TASK DETAILS. Take every line from the listing below that contains "index".

DATA PROVIDED.
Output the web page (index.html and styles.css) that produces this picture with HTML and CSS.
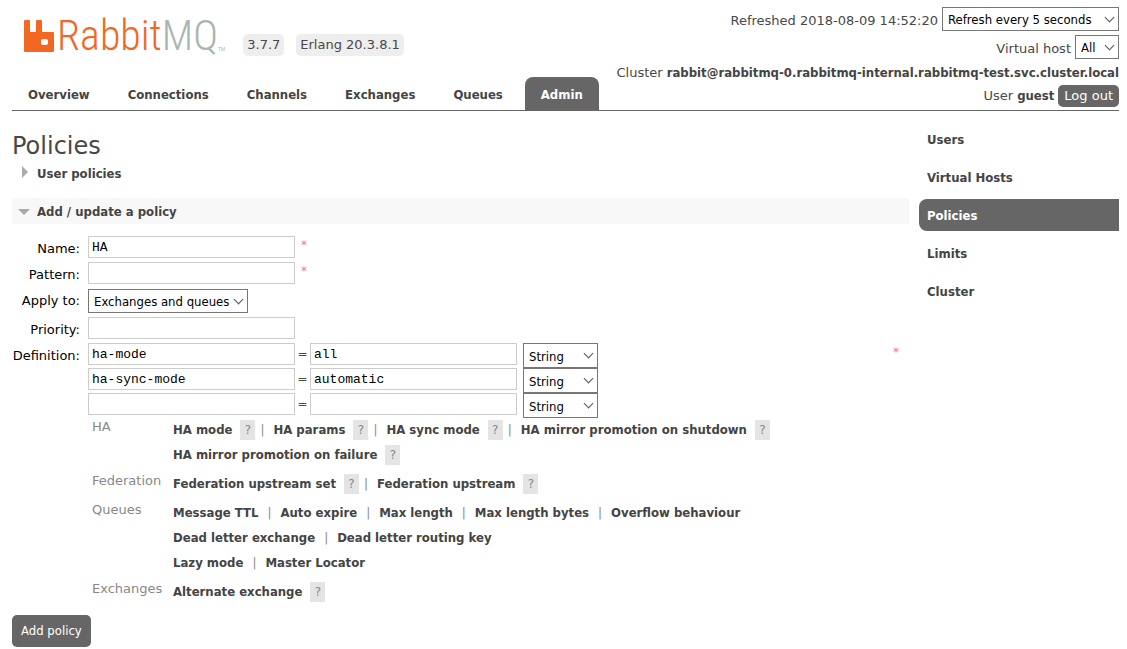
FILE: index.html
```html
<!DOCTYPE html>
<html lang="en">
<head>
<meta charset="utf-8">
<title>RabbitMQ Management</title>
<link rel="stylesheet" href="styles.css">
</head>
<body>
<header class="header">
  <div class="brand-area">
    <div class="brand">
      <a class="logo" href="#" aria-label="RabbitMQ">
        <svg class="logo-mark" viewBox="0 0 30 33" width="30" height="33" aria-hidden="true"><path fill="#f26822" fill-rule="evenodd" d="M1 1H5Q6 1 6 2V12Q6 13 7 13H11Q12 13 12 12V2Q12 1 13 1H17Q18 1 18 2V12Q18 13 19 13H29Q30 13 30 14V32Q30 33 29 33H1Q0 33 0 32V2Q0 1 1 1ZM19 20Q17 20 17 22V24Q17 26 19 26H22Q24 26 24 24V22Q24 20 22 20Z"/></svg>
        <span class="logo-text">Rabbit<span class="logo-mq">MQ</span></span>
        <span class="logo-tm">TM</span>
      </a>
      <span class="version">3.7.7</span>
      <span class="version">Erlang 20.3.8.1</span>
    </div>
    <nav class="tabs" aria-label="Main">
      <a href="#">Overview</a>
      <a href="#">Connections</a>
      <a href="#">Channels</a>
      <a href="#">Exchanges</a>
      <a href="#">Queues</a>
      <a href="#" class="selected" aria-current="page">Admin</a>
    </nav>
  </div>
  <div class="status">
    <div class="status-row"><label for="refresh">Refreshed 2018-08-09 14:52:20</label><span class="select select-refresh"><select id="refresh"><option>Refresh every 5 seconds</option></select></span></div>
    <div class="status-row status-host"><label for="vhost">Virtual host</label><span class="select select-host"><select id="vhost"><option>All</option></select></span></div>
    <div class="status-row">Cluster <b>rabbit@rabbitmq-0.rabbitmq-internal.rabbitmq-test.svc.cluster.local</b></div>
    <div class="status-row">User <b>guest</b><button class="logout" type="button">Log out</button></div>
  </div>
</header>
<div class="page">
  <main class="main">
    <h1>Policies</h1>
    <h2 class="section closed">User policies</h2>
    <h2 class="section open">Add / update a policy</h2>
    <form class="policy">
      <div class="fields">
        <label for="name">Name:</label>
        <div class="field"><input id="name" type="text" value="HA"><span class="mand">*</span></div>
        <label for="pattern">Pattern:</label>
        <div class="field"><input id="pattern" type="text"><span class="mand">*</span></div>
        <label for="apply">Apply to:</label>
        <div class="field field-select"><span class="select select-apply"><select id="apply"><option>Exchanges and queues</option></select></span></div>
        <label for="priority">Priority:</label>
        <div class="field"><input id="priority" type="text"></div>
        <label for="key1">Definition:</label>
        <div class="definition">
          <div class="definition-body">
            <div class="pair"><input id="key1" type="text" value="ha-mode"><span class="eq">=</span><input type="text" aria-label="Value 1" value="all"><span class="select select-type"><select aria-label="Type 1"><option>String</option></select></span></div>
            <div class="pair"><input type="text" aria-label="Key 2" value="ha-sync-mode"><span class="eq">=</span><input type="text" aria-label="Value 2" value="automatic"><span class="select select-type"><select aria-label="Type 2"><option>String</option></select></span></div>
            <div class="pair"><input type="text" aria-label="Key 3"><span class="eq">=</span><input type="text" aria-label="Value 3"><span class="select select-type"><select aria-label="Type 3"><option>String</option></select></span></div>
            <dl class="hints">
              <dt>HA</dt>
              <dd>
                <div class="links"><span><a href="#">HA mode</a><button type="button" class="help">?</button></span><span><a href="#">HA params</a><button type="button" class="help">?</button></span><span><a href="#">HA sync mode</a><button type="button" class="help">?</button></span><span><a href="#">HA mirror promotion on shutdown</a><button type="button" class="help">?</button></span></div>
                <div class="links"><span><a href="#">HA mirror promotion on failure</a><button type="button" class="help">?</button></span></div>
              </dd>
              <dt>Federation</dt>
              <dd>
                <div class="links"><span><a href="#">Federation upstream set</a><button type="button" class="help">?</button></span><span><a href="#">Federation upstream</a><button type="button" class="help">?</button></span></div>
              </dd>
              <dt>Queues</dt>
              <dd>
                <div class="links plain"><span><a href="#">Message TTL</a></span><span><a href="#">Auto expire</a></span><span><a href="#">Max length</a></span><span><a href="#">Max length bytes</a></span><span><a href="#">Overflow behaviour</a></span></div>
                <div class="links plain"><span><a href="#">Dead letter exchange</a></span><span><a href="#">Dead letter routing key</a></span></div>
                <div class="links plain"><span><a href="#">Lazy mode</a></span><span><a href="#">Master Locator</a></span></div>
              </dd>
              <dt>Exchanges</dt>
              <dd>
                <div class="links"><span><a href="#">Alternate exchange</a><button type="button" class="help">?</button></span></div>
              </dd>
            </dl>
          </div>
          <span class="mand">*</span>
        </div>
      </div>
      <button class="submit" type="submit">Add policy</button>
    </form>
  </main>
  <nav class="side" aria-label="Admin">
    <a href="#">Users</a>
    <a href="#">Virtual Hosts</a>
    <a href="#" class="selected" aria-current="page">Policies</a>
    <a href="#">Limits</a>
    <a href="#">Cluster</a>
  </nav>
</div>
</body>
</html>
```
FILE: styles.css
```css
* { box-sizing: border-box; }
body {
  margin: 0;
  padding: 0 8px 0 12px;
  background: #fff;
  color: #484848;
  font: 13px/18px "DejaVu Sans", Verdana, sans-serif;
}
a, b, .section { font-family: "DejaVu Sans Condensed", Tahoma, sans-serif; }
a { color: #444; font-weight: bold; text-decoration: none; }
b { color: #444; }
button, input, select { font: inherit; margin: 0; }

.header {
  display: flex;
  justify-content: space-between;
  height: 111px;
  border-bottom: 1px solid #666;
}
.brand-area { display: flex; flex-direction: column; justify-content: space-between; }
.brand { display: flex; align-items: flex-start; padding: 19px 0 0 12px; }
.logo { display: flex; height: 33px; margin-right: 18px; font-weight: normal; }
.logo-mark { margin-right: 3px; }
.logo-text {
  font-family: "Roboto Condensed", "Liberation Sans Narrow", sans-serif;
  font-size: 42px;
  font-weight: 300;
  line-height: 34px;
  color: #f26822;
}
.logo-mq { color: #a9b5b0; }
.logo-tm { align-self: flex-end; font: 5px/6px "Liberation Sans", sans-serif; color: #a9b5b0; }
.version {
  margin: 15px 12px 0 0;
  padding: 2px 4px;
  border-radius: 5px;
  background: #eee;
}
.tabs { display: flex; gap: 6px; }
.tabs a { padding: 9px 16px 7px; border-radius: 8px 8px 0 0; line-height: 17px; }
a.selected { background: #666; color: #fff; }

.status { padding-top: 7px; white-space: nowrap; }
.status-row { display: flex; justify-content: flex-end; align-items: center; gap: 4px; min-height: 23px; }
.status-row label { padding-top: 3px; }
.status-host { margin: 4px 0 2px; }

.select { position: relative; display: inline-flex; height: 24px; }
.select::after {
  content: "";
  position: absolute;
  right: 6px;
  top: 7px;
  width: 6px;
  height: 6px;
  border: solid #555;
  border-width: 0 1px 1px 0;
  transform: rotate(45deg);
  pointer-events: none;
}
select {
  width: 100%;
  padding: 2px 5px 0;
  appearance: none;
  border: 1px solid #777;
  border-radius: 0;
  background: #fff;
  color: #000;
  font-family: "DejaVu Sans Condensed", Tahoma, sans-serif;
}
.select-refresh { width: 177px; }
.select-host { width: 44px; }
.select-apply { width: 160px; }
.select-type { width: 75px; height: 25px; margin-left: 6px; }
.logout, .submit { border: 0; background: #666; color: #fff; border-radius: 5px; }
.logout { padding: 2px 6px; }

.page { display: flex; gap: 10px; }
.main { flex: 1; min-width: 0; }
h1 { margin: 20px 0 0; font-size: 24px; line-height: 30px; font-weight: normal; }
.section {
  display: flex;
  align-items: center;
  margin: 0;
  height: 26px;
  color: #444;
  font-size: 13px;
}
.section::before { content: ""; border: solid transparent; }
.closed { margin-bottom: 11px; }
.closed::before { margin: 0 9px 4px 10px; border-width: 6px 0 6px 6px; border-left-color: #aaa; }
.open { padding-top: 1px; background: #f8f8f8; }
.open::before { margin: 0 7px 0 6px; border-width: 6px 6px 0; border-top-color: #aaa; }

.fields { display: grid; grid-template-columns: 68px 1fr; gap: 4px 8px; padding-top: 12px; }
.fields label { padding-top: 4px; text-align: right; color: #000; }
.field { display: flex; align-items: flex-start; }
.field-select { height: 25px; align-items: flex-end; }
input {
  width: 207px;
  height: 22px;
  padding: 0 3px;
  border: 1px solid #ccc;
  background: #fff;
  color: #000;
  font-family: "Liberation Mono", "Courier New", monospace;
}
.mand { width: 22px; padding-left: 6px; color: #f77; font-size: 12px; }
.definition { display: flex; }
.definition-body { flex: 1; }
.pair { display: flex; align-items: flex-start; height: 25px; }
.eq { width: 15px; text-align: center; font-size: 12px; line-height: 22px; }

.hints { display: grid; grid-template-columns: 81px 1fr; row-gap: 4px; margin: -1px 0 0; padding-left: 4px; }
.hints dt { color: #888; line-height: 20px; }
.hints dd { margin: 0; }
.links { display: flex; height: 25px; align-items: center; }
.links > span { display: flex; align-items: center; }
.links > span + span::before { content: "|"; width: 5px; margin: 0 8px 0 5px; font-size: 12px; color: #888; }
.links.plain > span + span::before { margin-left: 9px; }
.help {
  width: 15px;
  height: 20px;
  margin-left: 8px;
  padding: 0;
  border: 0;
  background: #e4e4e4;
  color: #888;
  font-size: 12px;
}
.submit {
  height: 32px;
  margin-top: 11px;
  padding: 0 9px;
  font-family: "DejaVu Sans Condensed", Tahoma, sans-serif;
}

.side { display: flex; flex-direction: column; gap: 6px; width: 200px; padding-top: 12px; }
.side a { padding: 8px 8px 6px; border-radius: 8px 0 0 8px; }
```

ANSWER BELOW.
Output the web page (index.html and styles.css) that produces this picture with HTML and CSS.
FILE: index.html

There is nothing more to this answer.